Foi num hotel de Arona, também nas Canárias. Era o ano de 2012. Eduardo não competia, mas viajou até lá para ver seu irmão e o resto do grupo com o qual treinava. Sua mãe e seu irmão voltaram antes para casa, e Miguel ofereceu que se alojasse em seu quarto. Eduardo aceitou. “Ele se ofereceu para me fazer uma massagem. Num dado momento percebi que ele me tocava. Fiquei paralisado, em choque, não conseguia me mover...”. Foi o primeiro episódio de abuso sexual. Repetiu-se em outras três ocasiões, sempre durante competições.

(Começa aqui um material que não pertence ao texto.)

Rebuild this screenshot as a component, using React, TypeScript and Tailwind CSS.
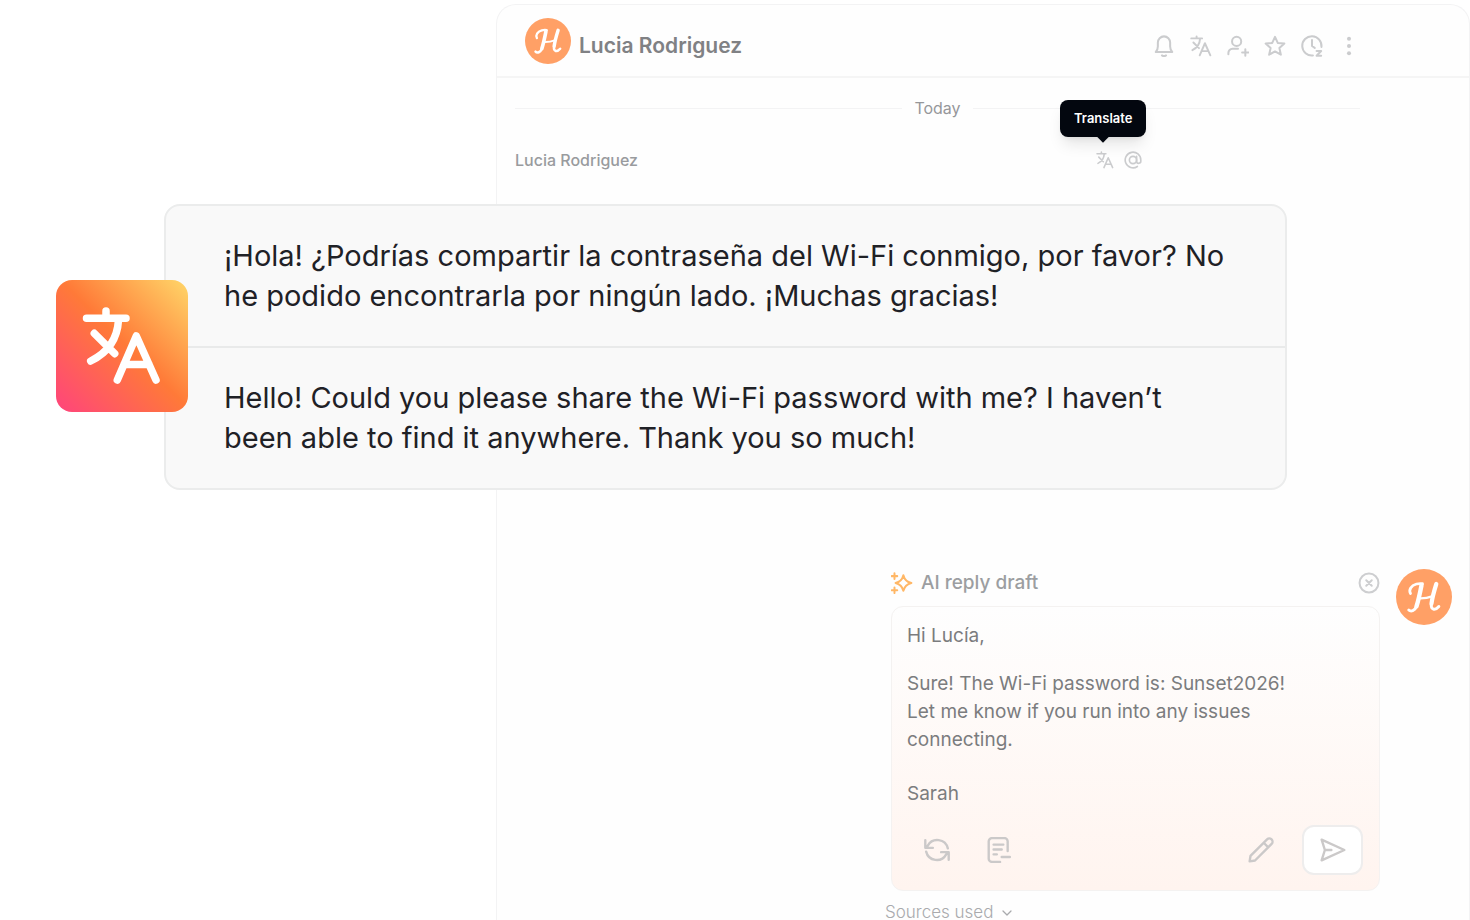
import type { ReactNode, SVGProps } from 'react';

type IconProps = SVGProps<SVGSVGElement>;

function Icon({ children, className, ...rest }: IconProps & { children: ReactNode }) {
  return (
    <svg
      viewBox="0 0 24 24"
      fill="none"
      stroke="currentColor"
      strokeWidth={2.2}
      strokeLinecap="round"
      strokeLinejoin="round"
      aria-hidden="true"
      className={className}
      {...rest}
    >
      {children}
    </svg>
  );
}

const BellIcon = (p: IconProps) => (
  <Icon {...p}>
    <path d="M3 18.500h18c-1.600-1.700-2.300-3.600-2.300-6V8.200a6.700 6.700 0 0 0-13.400 0v4.300c0 2.400-.7 4.300-2.300 6Z" />
    <path d="M9.800 22.300c1.300.9 3.100.9 4.400 0" />
  </Icon>
);

const TranslateIcon = (p: IconProps) => (
  <Icon viewBox="0 0 80 80" strokeWidth={7} {...p}>
    <path d="M4.500 12.300H44M24 5v7.300M36.500 14C35.500 32 27 46 8.700 55M12.300 27.300l20.400 20.400M35.300 74l19-44L74 74M42 58.500h25" />
  </Icon>
);

const UserPlusIcon = (p: IconProps) => (
  <Icon {...p}>
    <circle cx="10.500" cy="7" r="5" />
    <path d="M1.500 21v-1.500a4.500 4.500 0 0 1 4.500-4.500h6M20 15.500v7M16.500 19h7" />
  </Icon>
);

const StarIcon = (p: IconProps) => (
  <Icon {...p}>
    <path d="m12 2 3 6.600 7.200.8-5.400 4.900 1.600 7.200L12 17.900l-6.400 3.600 1.600-7.200L1.800 9.400 9 8.600Z" />
  </Icon>
);

const SnoozeIcon = (p: IconProps) => (
  <Icon {...p}>
    <path d="M13 22.300A10.500 10.500 0 1 1 22.300 13M12 5.500V12l3 2M17 17.500h5l-5 5.200h5" />
  </Icon>
);

const MoreIcon = (p: IconProps) => (
  <Icon {...p} fill="currentColor" stroke="none">
    <circle cx="12" cy="4" r="2.200" />
    <circle cx="12" cy="12" r="2.200" />
    <circle cx="12" cy="20" r="2.200" />
  </Icon>
);

const MentionIcon = (p: IconProps) => (
  <Icon {...p}>
    <circle cx="12" cy="12" r="4.800" />
    <path d="M16.800 7.200v6.600a2.800 2.800 0 0 0 5.600-.4V12a10.400 10.400 0 1 0-4.600 8.600" />
  </Icon>
);

const SparkleIcon = (p: IconProps) => (
  <Icon {...p}>
    <path d="M13.500 3.500c1.200 5 3.500 7.300 8.700 8.500-5.200 1.200-7.500 3.500-8.700 8.500-1.200-5-3.500-7.300-8.500-8.500 5-1.200 7.300-3.500 8.500-8.500ZM3.800 1.500v6M.8 4.500h6M3.800 17v6M.8 20h6" />
  </Icon>
);

const CloseIcon = (p: IconProps) => (
  <Icon {...p}>
    <circle cx="12" cy="12" r="10.300" />
    <path d="m9 9 6 6M15 9l-6 6" />
  </Icon>
);

const RefreshIcon = (p: IconProps) => (
  <Icon {...p}>
    <path d="M22 10.500A10 10 0 0 0 3.500 8L1.500 10M1.200 3v7h7M2 13.500A10 10 0 0 0 20.500 16l2-2M22.800 21v-7h-7" />
  </Icon>
);

const NoteIcon = (p: IconProps) => (
  <Icon {...p}>
    <path d="M13 23H5.500a3 3 0 0 1-3-3V4a3 3 0 0 1 3-3H17a3 3 0 0 1 3 3v9M7 7h9M7 11.500h7.500M7 16h3M14.500 18.500h7.500" />
  </Icon>
);

const PencilIcon = (p: IconProps) => (
  <Icon {...p}>
    <path d="m1.500 22.500.8-5L17.600 2.200a2.970 2.970 0 0 1 4.200 4.200L6.500 21.700ZM14.500 5.300l4.200 4.200" />
  </Icon>
);

const SendIcon = (p: IconProps) => (
  <Icon {...p}>
    <path d="M1.500 2.500 22.500 12l-21 9.500L4.500 12ZM4.500 12h6" />
  </Icon>
);

const ChevronIcon = (p: IconProps) => (
  <Icon {...p}>
    <path d="m4 8 8 8 8-8" />
  </Icon>
);

function BrandMark({ className }: { className: string }) {
  return (
    <svg viewBox="0 0 56 56" role="img" aria-label="Brand" className={className}>
      <circle cx="28" cy="28" r="28" fill="#ffa066" />
      <g fill="none" stroke="#fff" strokeLinecap="round" strokeLinejoin="round">
        <path strokeWidth="2.800" d="M14.500 24.500C12.500 21 15 16.500 20.500 15c2-.5 4-.6 6-.3" />
        <path strokeWidth="4.400" d="M25.500 16.300c-1.500 7.700-3 14.700-5 21" />
        <path strokeWidth="3" d="M20.300 37.500c-1.400 4.500-5.500 5.500-7.500 3.500" />
        <path strokeWidth="2.400" d="M23 29.300c4.500.2 9-.4 13-2" />
        <path strokeWidth="4.200" d="M40.300 15c-2.200 7-4 13.500-4.800 19.500" />
        <path strokeWidth="3" d="M35.300 35c-.6 5.800 3.700 7 7.500 2.500" />
      </g>
    </svg>
  );
}

const headerActions = [
  { label: 'Notifications', Glyph: BellIcon },
  { label: 'Translate conversation', Glyph: TranslateIcon },
  { label: 'Assign', Glyph: UserPlusIcon },
  { label: 'Favorite', Glyph: StarIcon },
  { label: 'Snooze', Glyph: SnoozeIcon },
  { label: 'More', Glyph: MoreIcon },
];

function TranslationCard() {
  return (
    <article className="relative mt-8 mr-[182px] ml-[-351px] rounded-2xl border-2 border-[#ebecec] bg-[#f9f9f9] text-[29px] leading-10 text-[#1f2126]">
      <p lang="es" className="border-b-2 border-[#e9eaea] py-[30px] pr-14 pl-[58px]">
        ¡Hola! ¿Podrías compartir la contraseña del Wi-Fi conmigo, por favor? No he podido encontrarla por ningún lado. ¡Muchas gracias!
      </p>
      <p className="py-[30px] pr-16 pl-[58px]">
        Hello! Could you please share the Wi-Fi password with me? I haven’t been able to find it anywhere. Thank you so much!
      </p>
      <div className="absolute top-[74px] left-[-110px] flex size-[132px] items-center justify-center rounded-2xl bg-[linear-gradient(45deg,#ff4778_3%,#ff7a38_52%,#ffd166_97%)] text-white">
        <TranslateIcon className="size-20" strokeWidth={7.5} />
      </div>
    </article>
  );
}

function ReplyDraft() {
  return (
    <section className="mt-[79px] mr-[17px] ml-auto flex w-[561px] items-start justify-between">
      <div className="w-[489px]">
        <header className="flex h-7 items-center gap-2 text-[#9c9ea1]">
          <SparkleIcon className="size-[22px] text-[#ffb766]" />
          <h2 className="flex-1 text-[19px] leading-7 font-medium">AI reply draft</h2>
          <button type="button" aria-label="Dismiss draft" className="text-[#cdced0]">
            <CloseIcon className="size-[22px]" />
          </button>
        </header>
        <div className="mt-[9px] rounded-xl border border-[#f4f2f1] bg-gradient-to-b from-[#fefefe] to-[#fff4ef] py-[15px] pr-4 pl-[15px] text-[19px] leading-7 text-[#7b7c7e]">
          <p>Hi Lucía,</p>
          <p className="mt-5">Sure! The Wi-Fi password is: Sunset2026!</p>
          <p>
            Let me know if you run into any issues
            <br />
            connecting.
          </p>
          <p className="mt-[26px]">Sarah</p>
          <div className="mt-[17px] flex items-center text-[#cbc9c9]">
            <button type="button" aria-label="Regenerate" className="ml-[17px]">
              <RefreshIcon className="size-[26px]" />
            </button>
            <button type="button" aria-label="Summary" className="ml-9">
              <NoteIcon className="size-[26px]" />
            </button>
            <button type="button" aria-label="Edit" className="mr-7 ml-auto">
              <PencilIcon className="size-[26px]" />
            </button>
            <button type="button" aria-label="Send" className="flex h-[50px] w-[61px] items-center justify-center rounded-xl border-2 border-[#eeeded] bg-white">
              <SendIcon className="size-[26px]" />
            </button>
          </div>
        </div>
        <button type="button" className="mt-[13px] -ml-[6px] flex items-center gap-2 text-[17px] leading-4 font-light text-[#a9aaad]">
          Sources used
          <ChevronIcon className="mt-px size-3" strokeWidth={2.5} />
        </button>
      </div>
      <BrandMark className="size-14" />
    </section>
  );
}

export default function App() {
  return (
    <main className="h-screen overflow-hidden bg-white pt-1 pl-[496px] font-['Inter',sans-serif]">
      <section className="min-h-full rounded-t-[20px] border border-b-0 border-[#f3f3f4] bg-[#fefefe]">
        <header className="flex h-[73px] items-start justify-between border-b-2 border-[#f5f5f5] pt-[13px] pr-[109px] pl-7">
          <div className="flex items-start gap-2">
            <BrandMark className="size-[46px]" />
            <h1 className="mt-[14px] text-[21px] leading-7 font-semibold text-[#808184]">Lucia Rodriguez</h1>
          </div>
          <nav aria-label="Conversation actions" className="mt-[17px] flex gap-[15px] text-[#cbccce]">
            {headerActions.map(({ label, Glyph }) => (
              <button key={label} type="button" aria-label={label}>
                <Glyph className="size-[22px]" />
              </button>
            ))}
          </nav>
        </header>
        <div className="pl-[18px]">
          <div className="mt-[18px] mr-[109px] flex items-center gap-3 text-base leading-6 text-[#96979a]">
            <span className="h-px flex-1 bg-[#f3f3f4]" />
            <time>Today</time>
            <span className="h-px flex-1 bg-[#f3f3f4]" />
          </div>
          <div className="mt-7 mr-[327px] flex items-center justify-between text-base leading-6 text-[#999b9e]">
            <p className="font-medium">Lucia Rodriguez</p>
            <div className="relative flex gap-[10px] text-[#cbccce]">
              <button type="button" aria-describedby="translate-tip" aria-label="Translate message">
                <TranslateIcon className="size-[18px]" />
              </button>
              <button type="button" aria-label="Mention">
                <MentionIcon className="size-[18px]" />
              </button>
              <div id="translate-tip" role="tooltip" className="absolute bottom-8 left-[-36px] rounded-lg bg-[#03070f] px-[14px] py-2 text-[13px] leading-[21px] font-semibold text-white shadow-lg">
                Translate
                <span className="absolute top-full left-1/2 size-2 -translate-x-1/2 -translate-y-1 rotate-45 bg-[#03070f]" />
              </div>
            </div>
          </div>
          <TranslationCard />
          <ReplyDraft />
        </div>
      </section>
    </main>
  );
}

Embora nunca tenha rechaçado peremptoriamente as investidas de Millán, e este nunca tenha exercido qualquer forma de violência física – “Comigo não era preciso, porque me dominava com o simples fato de me dizer que já não éramos amigos” –, Eduardo viveu com esgotamento tais episódios, que se prolongaram durante um ano. Começou a faltar aos treinos, a arranjar desculpas, até que largou o atletismo. “Não me via com forças nem com capacidade para romper aquela situação”, contou. “Só no ano passado fui perceber que tudo isso não era normal”, admite agora. Tardou anos a conseguir verbalizar. E até poucos meses atrás não consegui construir um relato sobre o que havia lhe ocorrido. Agora deixa claro: “Quando decidi denunciar meu caso, queria que Miguel fosse punido pelo que me fez, não só com a prisão, mas também socialmente, e que isso não venha a ocorrer com mais nenhum menino. Agora também quero que se rompa o silêncio, que se fale dos abusos no esporte e que se aja”.

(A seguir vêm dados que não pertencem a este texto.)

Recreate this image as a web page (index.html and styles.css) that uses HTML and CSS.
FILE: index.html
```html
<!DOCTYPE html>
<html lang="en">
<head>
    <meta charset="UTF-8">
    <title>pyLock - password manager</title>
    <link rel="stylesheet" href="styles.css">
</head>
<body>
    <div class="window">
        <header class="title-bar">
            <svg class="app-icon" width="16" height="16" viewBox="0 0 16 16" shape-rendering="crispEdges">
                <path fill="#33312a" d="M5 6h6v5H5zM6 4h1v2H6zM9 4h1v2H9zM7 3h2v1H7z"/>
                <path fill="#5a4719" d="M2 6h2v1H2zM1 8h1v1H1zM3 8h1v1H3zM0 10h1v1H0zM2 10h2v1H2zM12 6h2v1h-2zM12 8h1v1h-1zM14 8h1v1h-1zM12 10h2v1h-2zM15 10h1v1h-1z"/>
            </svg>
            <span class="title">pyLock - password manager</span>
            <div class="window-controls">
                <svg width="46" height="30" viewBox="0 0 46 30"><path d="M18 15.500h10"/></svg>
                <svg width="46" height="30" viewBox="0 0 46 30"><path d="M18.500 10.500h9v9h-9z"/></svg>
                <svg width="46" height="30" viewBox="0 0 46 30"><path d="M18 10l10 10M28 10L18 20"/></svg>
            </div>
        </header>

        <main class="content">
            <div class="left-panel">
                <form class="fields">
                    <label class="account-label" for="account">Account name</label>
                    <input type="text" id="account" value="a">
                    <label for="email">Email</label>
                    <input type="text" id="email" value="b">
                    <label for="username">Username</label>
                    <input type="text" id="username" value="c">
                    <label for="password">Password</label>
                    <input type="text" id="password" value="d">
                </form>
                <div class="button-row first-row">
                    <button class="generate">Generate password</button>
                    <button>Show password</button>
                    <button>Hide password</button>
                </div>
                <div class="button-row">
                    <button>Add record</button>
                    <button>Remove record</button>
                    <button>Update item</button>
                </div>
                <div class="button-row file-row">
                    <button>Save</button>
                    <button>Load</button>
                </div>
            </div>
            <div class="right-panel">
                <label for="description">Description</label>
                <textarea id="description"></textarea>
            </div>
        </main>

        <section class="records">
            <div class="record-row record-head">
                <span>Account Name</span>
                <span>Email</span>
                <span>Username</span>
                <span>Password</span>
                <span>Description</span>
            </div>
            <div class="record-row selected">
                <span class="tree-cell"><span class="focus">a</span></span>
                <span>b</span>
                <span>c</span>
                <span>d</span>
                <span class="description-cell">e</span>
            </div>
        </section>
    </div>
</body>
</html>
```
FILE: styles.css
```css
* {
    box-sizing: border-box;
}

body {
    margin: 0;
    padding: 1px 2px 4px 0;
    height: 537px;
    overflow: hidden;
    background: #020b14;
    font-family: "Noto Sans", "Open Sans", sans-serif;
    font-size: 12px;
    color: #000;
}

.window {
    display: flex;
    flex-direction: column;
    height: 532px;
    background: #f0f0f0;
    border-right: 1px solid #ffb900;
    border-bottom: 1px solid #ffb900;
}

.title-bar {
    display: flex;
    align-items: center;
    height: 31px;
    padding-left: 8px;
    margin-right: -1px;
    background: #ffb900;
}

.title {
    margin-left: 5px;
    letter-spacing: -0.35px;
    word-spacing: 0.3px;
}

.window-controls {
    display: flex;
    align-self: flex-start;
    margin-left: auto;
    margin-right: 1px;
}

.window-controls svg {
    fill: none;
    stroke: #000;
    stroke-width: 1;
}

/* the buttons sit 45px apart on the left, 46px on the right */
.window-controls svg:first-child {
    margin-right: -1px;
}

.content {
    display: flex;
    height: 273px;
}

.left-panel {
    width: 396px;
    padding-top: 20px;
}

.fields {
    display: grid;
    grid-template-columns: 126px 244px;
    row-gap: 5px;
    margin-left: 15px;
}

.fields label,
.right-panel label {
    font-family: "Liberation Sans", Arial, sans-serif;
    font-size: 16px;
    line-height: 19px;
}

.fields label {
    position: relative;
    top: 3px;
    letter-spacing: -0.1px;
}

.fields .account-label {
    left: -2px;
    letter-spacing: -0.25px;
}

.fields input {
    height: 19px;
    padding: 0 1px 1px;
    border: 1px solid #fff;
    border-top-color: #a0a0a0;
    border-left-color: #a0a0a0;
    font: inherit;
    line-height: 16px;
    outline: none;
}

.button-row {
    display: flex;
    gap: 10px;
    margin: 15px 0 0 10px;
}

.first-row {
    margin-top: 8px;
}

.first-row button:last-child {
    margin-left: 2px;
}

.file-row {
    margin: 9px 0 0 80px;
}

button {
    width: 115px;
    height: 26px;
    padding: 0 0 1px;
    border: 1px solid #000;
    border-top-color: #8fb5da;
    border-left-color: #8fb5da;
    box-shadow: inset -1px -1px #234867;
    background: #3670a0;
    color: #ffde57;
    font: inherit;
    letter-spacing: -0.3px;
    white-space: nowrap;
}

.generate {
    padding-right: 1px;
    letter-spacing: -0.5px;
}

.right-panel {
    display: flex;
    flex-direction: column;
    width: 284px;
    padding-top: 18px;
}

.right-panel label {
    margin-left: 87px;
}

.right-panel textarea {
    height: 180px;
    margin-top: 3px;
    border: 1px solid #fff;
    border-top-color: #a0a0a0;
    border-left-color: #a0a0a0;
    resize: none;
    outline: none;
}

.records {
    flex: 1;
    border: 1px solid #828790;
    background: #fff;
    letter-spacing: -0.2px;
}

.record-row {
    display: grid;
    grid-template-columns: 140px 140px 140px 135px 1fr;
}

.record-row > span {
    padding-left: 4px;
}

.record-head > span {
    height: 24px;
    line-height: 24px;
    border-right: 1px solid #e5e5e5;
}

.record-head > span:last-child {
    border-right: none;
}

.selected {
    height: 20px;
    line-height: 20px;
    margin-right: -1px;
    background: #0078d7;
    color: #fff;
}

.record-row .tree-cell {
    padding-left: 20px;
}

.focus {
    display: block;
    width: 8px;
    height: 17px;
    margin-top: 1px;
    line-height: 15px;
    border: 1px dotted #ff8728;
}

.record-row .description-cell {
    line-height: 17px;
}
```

UMA INVESTIGAÇÃO QUASE FAMILIAR EM BUSCA DE OUTRAS VÍTIMAS

Num primeiro momento, o caso de Eduardo foi arquivado, depois que uma juíza colheu os depoimentos do acusador e de alguns pupilos de Miguel Ángel Millán que disseram não ter sofrido qualquer abuso. “Eu me senti muito sozinho. Foi muito duro”, relata.
“Não recebi nenhum apoio do pessoal da pista, dos meus colegas de treino, e o clube tampouco se colocou em contato comigo”, afirma. Ele chegou inclusive a considerar que não valia a pena seguir em frente com as denúncias. Mas, com ajuda de outra atleta mais velha que ele e do seu cônjuge, e com o apoio da família, se puseram a procurar outras possíveis vítimas que, com seu relato, permitissem à Justiça reabrir o caso.
Até agora, cinco homens que treinaram com Millán em diferentes épocas prestaram depoimento à polícia, afirmando terem vivido situações semelhantes em Tenerife, Múrcia (região de origem do técnico, que lá viveu até 1993) e Barcelona. Entre eles está um jovem de 26 anos que deixou o atletismo há bastante tempo e pede anonimato, porque é muito conhecido em sua profissão. Conheceu Millán através de um amigo, e o técnico o convenceu de que tinha vocação para o atletismo. Decidiu tentar a sorte e se mudou para Tenerife. “Millán se tornou uma figura paterna”, recorda agora.
Seu relato coincide com o de Eduardo em alguns aspectos. “Millán aproveita vazios emocionais, no meu caso foi a situação doméstica, que não era muito estável. Conseguiu que eu não me relacionasse com ninguém. Ele vai se metendo no seu mundo”, conta por telefone. E acrescenta: “Comigo fez todo o processo. Usa a palavra, leva você para o seu terreno, e depois começam as massagens, as bolinações, ele tira a roupa e fecha o quarto com chave… Era dia a dia, continuamente”, relata. “Uma das minhas noites mais sombrias foi numa comemoração na casa de Germán [o filho mais velho do treinador]. Fiquei lá para pernoitar e ele entrou no meu quarto, tentou me tocar, e eu fingi que estava dormindo. Começou a se masturbar… Agora vejo com perspectiva e penso: por que não bati nele?”
Na época, não denunciou o fato, mas não sabe explicar bem por quê. Foi o relato de Eduardo que o convenceu a falar. Não é o único.